Nerone e Costantino

18/01/2016
Costantino

 

18 gennaio 2016

La Lettera agli Ebrei esorta a rinfrancare le mani cadenti e le ginocchia infiacchite. Gli Israeliti, che avevano aderito alla fede cristiana, avevano bisogno di un grande sostegno, per conservare la grazia e, per suo mezzo, rendere  con timore e riverenza un culto  gradito a Dio (Eb 12, 28). Le loro liturgie erano ben differenti da quanto, fino all'anno 70 d.C., continuava ad avvenire in quel Tempio, in cui Salomone aveva adunato migliaia di cantori e musici; dove tuttora squilli di tromba  invitavano  alla preghiera del mattino e della sera.

L'Autore della Lettera, data la povertà di quelle riunioni che diventavano squallide, perché alcuni avevano l'abitudine di disertarle,  conforta così quei Giudei-Cristiani: "Voi vi siete accostati al monte di Sion e alla Città del Dio vivente, alla Gerusalemme celeste e a miriadi di angeli, all'adunanza festosa e all'assemblea dei primogeniti iscritti nei cieli" (Eb 12, 22).

Ma lo sguardo non sempre rimane fisso sulle miriadi di angeli, o su Gesù Cristo, autore e perfezionatore della fede. Appena usciti dal Cenacolo di Gerusalemme, dai cimiteri della Bitinia, o dalle Catacombe di Roma, i Cristiani cominciarono a spiegare le ali del canto. Con l'editto di Costantino del 313 a poco a poco in tutto l'impero romano,  che si affacciava sul Mediterraneo, il Cristianesimo divenne la religione ufficiale. Era ben giusto che al Signore Gesù Cristo fosse dato un culto pubblico, che ogni ginocchio si piegasse davanti a lui e ogni lingua lo proclamasse Signore.

Ma presto il culto a Dio si trasformò in liturgia: azione pubblica in cui l'ossequio più che all'Altissimo, andava ai capi delle nazioni, ai grandi che esercitano il potere su di esse. Gesù l'aveva detto: "Non così dovrà essere tra voi". Ma ormai il Cristianesimo era Religione di Stato, e la celebrazione eucaristica diventava una cerimonia istituzionale: architetture e icone, luci e incensi, canti e riti dovevano esprimere più la potenza dei governanti della terra, che l'onnipotenza del Re del cielo. Ovunque le chiese divennero sempre più belle, le icone e i mosaici sempre più splendidi, i canti sempre più elaborati e sonori. Nel culto venivano impegnati i  migliori architetti, pittori,  musici e cantori. Più che la Messa, si voleva  una messa in scena: più che della preghiera ci si preoccupava dello spettacolo. 

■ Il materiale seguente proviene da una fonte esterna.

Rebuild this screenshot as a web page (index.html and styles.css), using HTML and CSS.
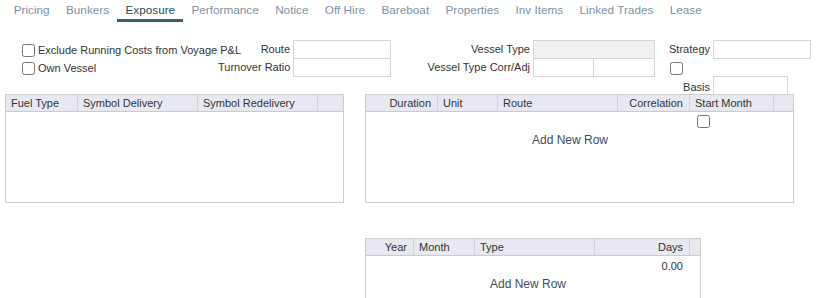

E l'assemblea?  Non poteva unirsi a quel canto, che solo dei professionisti altamente dotati potevano intonare. La gente ammirava e taceva.

Certo, non si può incolpare l'imperatore Costantino di  tutto questo. Ma c'è da chiedersi se non sia vero quanto diceva un cardinale del Belgio: "Costantino ha danneggiato la Chiesa più di Nerone".